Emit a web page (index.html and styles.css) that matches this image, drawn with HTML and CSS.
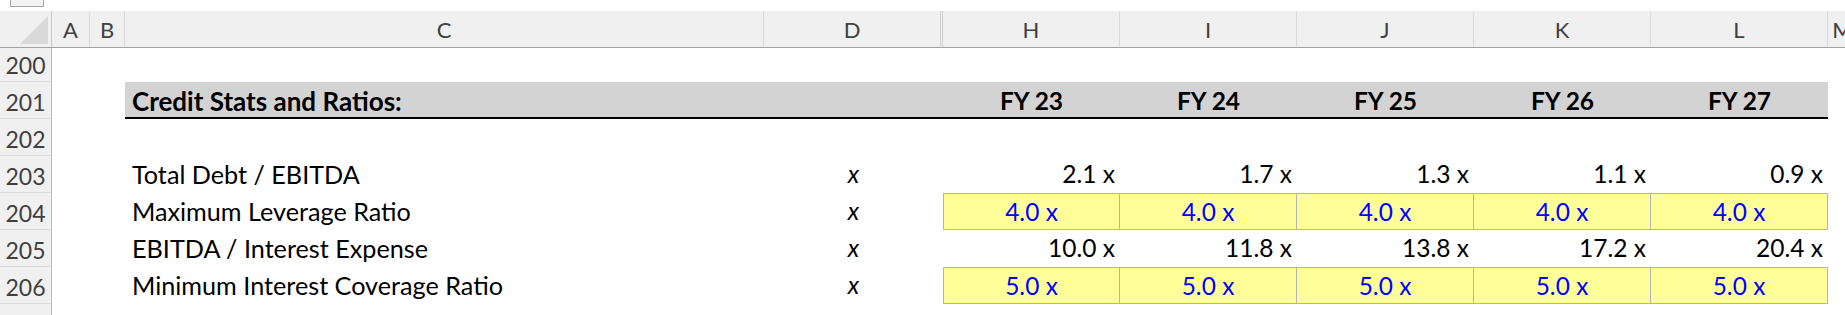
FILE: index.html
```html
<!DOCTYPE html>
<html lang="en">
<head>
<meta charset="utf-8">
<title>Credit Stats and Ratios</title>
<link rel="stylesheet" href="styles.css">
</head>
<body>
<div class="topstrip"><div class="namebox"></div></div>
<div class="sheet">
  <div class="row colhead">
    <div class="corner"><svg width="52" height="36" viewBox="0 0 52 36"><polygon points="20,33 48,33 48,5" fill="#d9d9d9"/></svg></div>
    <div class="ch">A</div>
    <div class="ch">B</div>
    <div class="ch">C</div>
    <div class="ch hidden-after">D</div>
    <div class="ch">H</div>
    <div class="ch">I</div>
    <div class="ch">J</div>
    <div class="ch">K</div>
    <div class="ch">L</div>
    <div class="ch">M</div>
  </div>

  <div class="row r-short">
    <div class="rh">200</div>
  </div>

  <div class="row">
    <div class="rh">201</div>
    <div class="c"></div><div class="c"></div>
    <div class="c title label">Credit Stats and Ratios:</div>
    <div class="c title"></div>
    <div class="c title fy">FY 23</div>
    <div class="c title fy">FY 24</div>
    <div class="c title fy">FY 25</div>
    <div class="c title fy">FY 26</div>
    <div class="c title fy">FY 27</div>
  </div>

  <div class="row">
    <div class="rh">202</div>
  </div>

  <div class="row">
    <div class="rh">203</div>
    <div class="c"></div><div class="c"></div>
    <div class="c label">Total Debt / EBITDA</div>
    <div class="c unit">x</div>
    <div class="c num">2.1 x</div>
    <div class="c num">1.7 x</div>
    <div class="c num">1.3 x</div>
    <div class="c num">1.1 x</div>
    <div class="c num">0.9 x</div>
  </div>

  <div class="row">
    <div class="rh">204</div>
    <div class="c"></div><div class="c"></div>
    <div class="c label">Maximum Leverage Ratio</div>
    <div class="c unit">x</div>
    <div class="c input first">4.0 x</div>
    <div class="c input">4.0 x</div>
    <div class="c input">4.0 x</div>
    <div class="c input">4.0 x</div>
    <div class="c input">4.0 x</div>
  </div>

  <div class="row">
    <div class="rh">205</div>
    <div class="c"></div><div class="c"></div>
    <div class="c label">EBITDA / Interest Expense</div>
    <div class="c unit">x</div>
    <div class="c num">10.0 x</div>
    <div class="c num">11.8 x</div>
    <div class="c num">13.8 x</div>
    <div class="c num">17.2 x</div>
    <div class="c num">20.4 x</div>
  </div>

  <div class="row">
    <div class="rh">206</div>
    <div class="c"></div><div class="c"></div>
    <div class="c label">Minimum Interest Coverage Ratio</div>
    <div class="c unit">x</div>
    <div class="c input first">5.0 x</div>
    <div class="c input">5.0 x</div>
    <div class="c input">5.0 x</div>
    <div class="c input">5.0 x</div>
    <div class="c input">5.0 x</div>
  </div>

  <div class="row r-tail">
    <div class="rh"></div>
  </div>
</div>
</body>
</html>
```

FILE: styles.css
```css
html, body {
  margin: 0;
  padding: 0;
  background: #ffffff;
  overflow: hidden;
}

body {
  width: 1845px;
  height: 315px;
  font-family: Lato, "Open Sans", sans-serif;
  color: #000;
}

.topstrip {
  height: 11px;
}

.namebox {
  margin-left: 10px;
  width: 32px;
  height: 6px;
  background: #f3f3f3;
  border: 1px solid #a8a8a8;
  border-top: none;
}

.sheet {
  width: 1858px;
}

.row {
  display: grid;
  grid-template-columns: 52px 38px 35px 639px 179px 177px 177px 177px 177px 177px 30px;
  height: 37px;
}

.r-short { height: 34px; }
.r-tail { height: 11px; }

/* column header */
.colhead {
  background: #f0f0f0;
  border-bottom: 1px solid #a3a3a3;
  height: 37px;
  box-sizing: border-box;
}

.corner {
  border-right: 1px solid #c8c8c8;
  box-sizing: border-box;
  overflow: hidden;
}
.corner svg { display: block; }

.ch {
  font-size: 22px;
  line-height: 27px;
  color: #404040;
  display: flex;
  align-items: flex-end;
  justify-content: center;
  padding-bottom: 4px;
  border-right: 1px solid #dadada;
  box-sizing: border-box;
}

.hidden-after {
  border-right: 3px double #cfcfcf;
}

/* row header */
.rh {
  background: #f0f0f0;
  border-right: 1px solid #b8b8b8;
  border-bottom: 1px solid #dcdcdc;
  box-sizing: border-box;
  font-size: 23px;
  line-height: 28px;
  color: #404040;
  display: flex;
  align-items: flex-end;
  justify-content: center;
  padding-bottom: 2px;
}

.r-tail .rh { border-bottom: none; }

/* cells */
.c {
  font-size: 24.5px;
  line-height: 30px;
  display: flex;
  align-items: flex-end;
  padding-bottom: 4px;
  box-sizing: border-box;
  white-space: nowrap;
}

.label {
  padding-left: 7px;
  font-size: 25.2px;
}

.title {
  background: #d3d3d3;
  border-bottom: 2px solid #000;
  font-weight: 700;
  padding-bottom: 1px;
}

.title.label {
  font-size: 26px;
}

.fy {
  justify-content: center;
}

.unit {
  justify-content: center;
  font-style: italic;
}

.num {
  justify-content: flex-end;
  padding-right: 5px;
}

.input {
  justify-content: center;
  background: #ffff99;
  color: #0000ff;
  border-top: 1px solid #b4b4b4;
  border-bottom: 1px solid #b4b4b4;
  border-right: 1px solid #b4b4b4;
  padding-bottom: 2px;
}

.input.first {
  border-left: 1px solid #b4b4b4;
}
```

########

WORK TO BE COMPLETED:
Leave the images out, please, and restate each line word for word.

THE ANSWER:
Emit a web page (index.html and styles.css) that matches this image, drawn with HTML and CSS.
FILE: index.html
```html
<!DOCTYPE html>
<html lang="en">
<head>
<meta charset="utf-8">
<title>Credit Stats and Ratios</title>
<link rel="stylesheet" href="styles.css">
</head>
<body>
<div class="topstrip"><div class="namebox"></div></div>
<div class="sheet">
  <div class="row colhead">
    <div class="corner"><svg width="52" height="36" viewBox="0 0 52 36"><polygon points="20,33 48,33 48,5" fill="#d9d9d9"/></svg></div>
    <div class="ch">A</div>
    <div class="ch">B</div>
    <div class="ch">C</div>
    <div class="ch hidden-after">D</div>
    <div class="ch">H</div>
    <div class="ch">I</div>
    <div class="ch">J</div>
    <div class="ch">K</div>
    <div class="ch">L</div>
    <div class="ch">M</div>
  </div>

  <div class="row r-short">
    <div class="rh">200</div>
  </div>

  <div class="row">
    <div class="rh">201</div>
    <div class="c"></div><div class="c"></div>
    <div class="c title label">Credit Stats and Ratios:</div>
    <div class="c title"></div>
    <div class="c title fy">FY 23</div>
    <div class="c title fy">FY 24</div>
    <div class="c title fy">FY 25</div>
    <div class="c title fy">FY 26</div>
    <div class="c title fy">FY 27</div>
  </div>

  <div class="row">
    <div class="rh">202</div>
  </div>

  <div class="row">
    <div class="rh">203</div>
    <div class="c"></div><div class="c"></div>
    <div class="c label">Total Debt / EBITDA</div>
    <div class="c unit">x</div>
    <div class="c num">2.1 x</div>
    <div class="c num">1.7 x</div>
    <div class="c num">1.3 x</div>
    <div class="c num">1.1 x</div>
    <div class="c num">0.9 x</div>
  </div>

  <div class="row">
    <div class="rh">204</div>
    <div class="c"></div><div class="c"></div>
    <div class="c label">Maximum Leverage Ratio</div>
    <div class="c unit">x</div>
    <div class="c input first">4.0 x</div>
    <div class="c input">4.0 x</div>
    <div class="c input">4.0 x</div>
    <div class="c input">4.0 x</div>
    <div class="c input">4.0 x</div>
  </div>

  <div class="row">
    <div class="rh">205</div>
    <div class="c"></div><div class="c"></div>
    <div class="c label">EBITDA / Interest Expense</div>
    <div class="c unit">x</div>
    <div class="c num">10.0 x</div>
    <div class="c num">11.8 x</div>
    <div class="c num">13.8 x</div>
    <div class="c num">17.2 x</div>
    <div class="c num">20.4 x</div>
  </div>

  <div class="row">
    <div class="rh">206</div>
    <div class="c"></div><div class="c"></div>
    <div class="c label">Minimum Interest Coverage Ratio</div>
    <div class="c unit">x</div>
    <div class="c input first">5.0 x</div>
    <div class="c input">5.0 x</div>
    <div class="c input">5.0 x</div>
    <div class="c input">5.0 x</div>
    <div class="c input">5.0 x</div>
  </div>

  <div class="row r-tail">
    <div class="rh"></div>
  </div>
</div>
</body>
</html>
```

FILE: styles.css
```css
html, body {
  margin: 0;
  padding: 0;
  background: #ffffff;
  overflow: hidden;
}

body {
  width: 1845px;
  height: 315px;
  font-family: Lato, "Open Sans", sans-serif;
  color: #000;
}

.topstrip {
  height: 11px;
}

.namebox {
  margin-left: 10px;
  width: 32px;
  height: 6px;
  background: #f3f3f3;
  border: 1px solid #a8a8a8;
  border-top: none;
}

.sheet {
  width: 1858px;
}

.row {
  display: grid;
  grid-template-columns: 52px 38px 35px 639px 179px 177px 177px 177px 177px 177px 30px;
  height: 37px;
}

.r-short { height: 34px; }
.r-tail { height: 11px; }

/* column header */
.colhead {
  background: #f0f0f0;
  border-bottom: 1px solid #a3a3a3;
  height: 37px;
  box-sizing: border-box;
}

.corner {
  border-right: 1px solid #c8c8c8;
  box-sizing: border-box;
  overflow: hidden;
}
.corner svg { display: block; }

.ch {
  font-size: 22px;
  line-height: 27px;
  color: #404040;
  display: flex;
  align-items: flex-end;
  justify-content: center;
  padding-bottom: 4px;
  border-right: 1px solid #dadada;
  box-sizing: border-box;
}

.hidden-after {
  border-right: 3px double #cfcfcf;
}

/* row header */
.rh {
  background: #f0f0f0;
  border-right: 1px solid #b8b8b8;
  border-bottom: 1px solid #dcdcdc;
  box-sizing: border-box;
  font-size: 23px;
  line-height: 28px;
  color: #404040;
  display: flex;
  align-items: flex-end;
  justify-content: center;
  padding-bottom: 2px;
}

.r-tail .rh { border-bottom: none; }

/* cells */
.c {
  font-size: 24.5px;
  line-height: 30px;
  display: flex;
  align-items: flex-end;
  padding-bottom: 4px;
  box-sizing: border-box;
  white-space: nowrap;
}

.label {
  padding-left: 7px;
  font-size: 25.2px;
}

.title {
  background: #d3d3d3;
  border-bottom: 2px solid #000;
  font-weight: 700;
  padding-bottom: 1px;
}

.title.label {
  font-size: 26px;
}

.fy {
  justify-content: center;
}

.unit {
  justify-content: center;
  font-style: italic;
}

.num {
  justify-content: flex-end;
  padding-right: 5px;
}

.input {
  justify-content: center;
  background: #ffff99;
  color: #0000ff;
  border-top: 1px solid #b4b4b4;
  border-bottom: 1px solid #b4b4b4;
  border-right: 1px solid #b4b4b4;
  padding-bottom: 2px;
}

.input.first {
  border-left: 1px solid #b4b4b4;
}
```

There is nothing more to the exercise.